Eszter Bóra Paál | Religion all of a sudden | 2025

Many of your works incorporate found objects with their own histories. How do you select these objects, and how do their previous lives influence the narrative of the piece?

They come across me and I put them away until their time comes. If I like a small piece of trash or a giant heavy piece of architectural debris, I’m sure to take it home, and many funny stories have been born from this. Often the texture of the given object touches me, or the place where I find it, and it has happened several times that something was almost too beautiful a symbol and got an entire project, other times it just played a supporting role in someone else’s finale. When something really touches me in the present because, for example, it is connected to the flow of my thoughts at the time, I immediately incorporate it into an artwork, but more often an object or piece of trash waits for several years before I use it. I have very small scraps and pieces of the city put away, each one neatly catalogued. Each part carries the whole, which is why all such objects are inseparable from their previous lives, their transgenerational experiences, if you like. For example, I once found someone’s complete personal archive in a soggy shopping cart. It contained beautiful sheet music, and love letters and pictures, and there it was, thrown out by the railroad tracks. It was a sad but amazing sight. I dried everything at home and used these pieces for the Lovers’ box of the Topogó Univerzum. The picture, which only shows the negative of the couple, is glued to the back, because I wanted to memorialize that person, and how others threw away their memory. Through three lives, the memento arrived at the happy conclusion of an immortal but impersonal presence. I am grateful that these opportunities found me.

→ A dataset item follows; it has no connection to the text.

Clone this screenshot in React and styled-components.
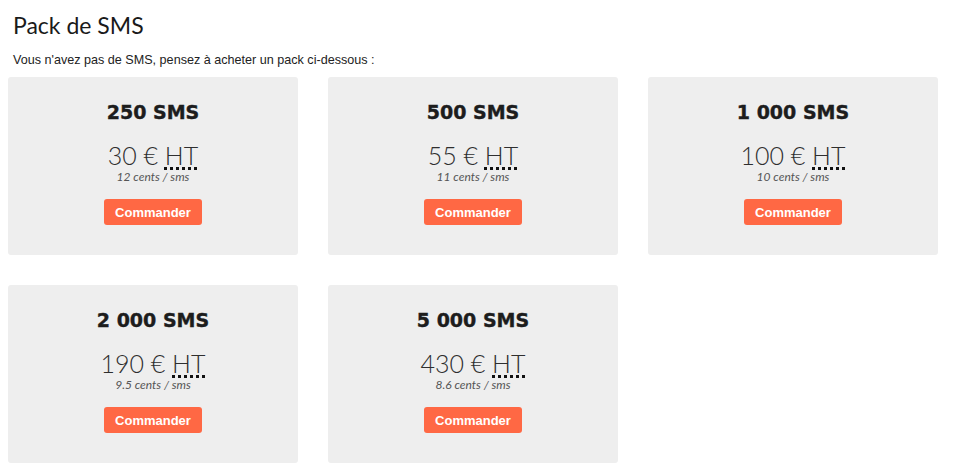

Eszter Bóra Paál | The Red Lion | 2025

Your practice combines printmaking techniques such as monoprint, linocut, and etching with collage and installation. How do these traditional methods shape the conceptual depth of your work?

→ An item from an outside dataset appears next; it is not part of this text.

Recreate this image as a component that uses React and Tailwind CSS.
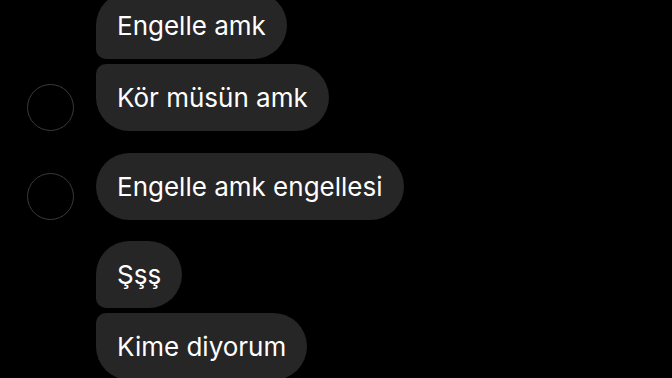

This is the synthesis of the past and the future. It shows the relativity of time on a broader spectrum. On the other hand, most classical graphic techniques are very clear, strong and associative. Based on dualistic thinking, the existence of one pole is conditional on the existence of the opposite pole. And for example, from a linoleum sheet, by removing the negative of the image, you give life to the forms that were hidden within it. Collage is jazz, in the sense that each piece sings about its own story. The parts that make it up are individuals, but most of the time we still focus on unity. My installations are also collages, only on the canvas of space. But overall, I started experimenting with this pairing along the axis of past and future, personal and collective experiences.

In your artist statement you mention the influence of hermetic thought and archetypes. Which philosophical or symbolic traditions have had the strongest impact on your artistic language?

It is difficult to give a clear answer to this without synchronizing our concepts. By Hermetic philosophy I generally mean late Hermeticism, which was not only concerned with interpreting the teachings of Hermes Trismegistus, but also explored the cosmic and spiritual nature and regularities of man through the complex system of the entire collective intellectual heritage of humanity. In this way, late Hermeticism integrated all the major esoteric concepts of its time, such as Kabbalah, alchemy, magic or astrology. For me, therefore, the source of inspiration is not clearly graspable, since all of them influenced me at the same time and continue to influence me to this day. Usually, different traditions become guiding principles on a project-by-project basis. However, the world of Tarot cards is especially dear to my heart, I have already designed a deck and the symbol system of the Major Arcana has appeared in several of my projects, because it is the purest cross-section of spirituality, the collective unconscious and art. It is such a simple and pure concept. I often reach for Tarot because it is accessible to more people because the archetypal images allow us to easily connect with our unconscious selves. It is not a matter of faith, but of self-awareness and psychology, hence in many cases it is a better communication channel than other traditions.

Eszter Bóra Paál | The golden ratio of the mind | 2024

Many of your pieces evoke the feeling of sacred or meditative spaces. Is spirituality an intentional component of your work, or does it emerge naturally through the process?

If I have a conceptual starting point, I often consciously weave in symbols and gestures that represent the intellectual connections that form an integral part of the narrative. On the other hand, when the medium inspires me, it is usually not my goal for my work to talk about a specific topic. I often meditate on a technique or material to tune in to it and let it start telling me a story. In such cases, incorporating spirituality into the work is not conscious, but my pure investigative curiosity that stems from my being usually leads me there. It would be very difficult for me to leave my own person out of the work, because the work itself is a microcosm of the artist. So it is no wonder that the object of my interest intrudes into my works, whether intentionally or unintentionally. I don’t know if I have ever made anything that did not at least include the polarity of the dual worldview.

Eszter Bóra Paál | XXXX-XXXX-XXXX-1234 carcass | 2026

Your projects often take the form of series, where individual works function as parts of a larger structure. How do you approach building these interconnected bodies of work?

Like anything else in my creative practice. In the light of hermeticism, man is a microcosm of God. When I feel that a world cannot be expressed on its own, I start thinking in series. I consider the installation aspect of series important, in what order do they convey what message. How they can best communicate with each other. This is also the most difficult part, because I often imagine something, plan it, and by the time I am finished, the objects have changed in a lot of ways and the chemistry between them is no longer the same as when I dreamed up the concept. In such cases, they have to find a new home. My style is quite eclectic, and this caused me great ego struggles to accept or to change, whether something was a conscious choice or just a veiling of my uncertainty. Working in the form of series helped me with this, because through my creative process I learned to accept that everything has a meaning for me, the medium, the form, the colors, the definiteness or chaos of the guided lines. This is of course common in art, but it still caused me conflict that I couldn’t label my art. Then I realized that it wasn’t necessary, because things that belong together retain cohesion, and thus thinking in series blew away the fog of self-doubt in me, and I was able to be free in my work again.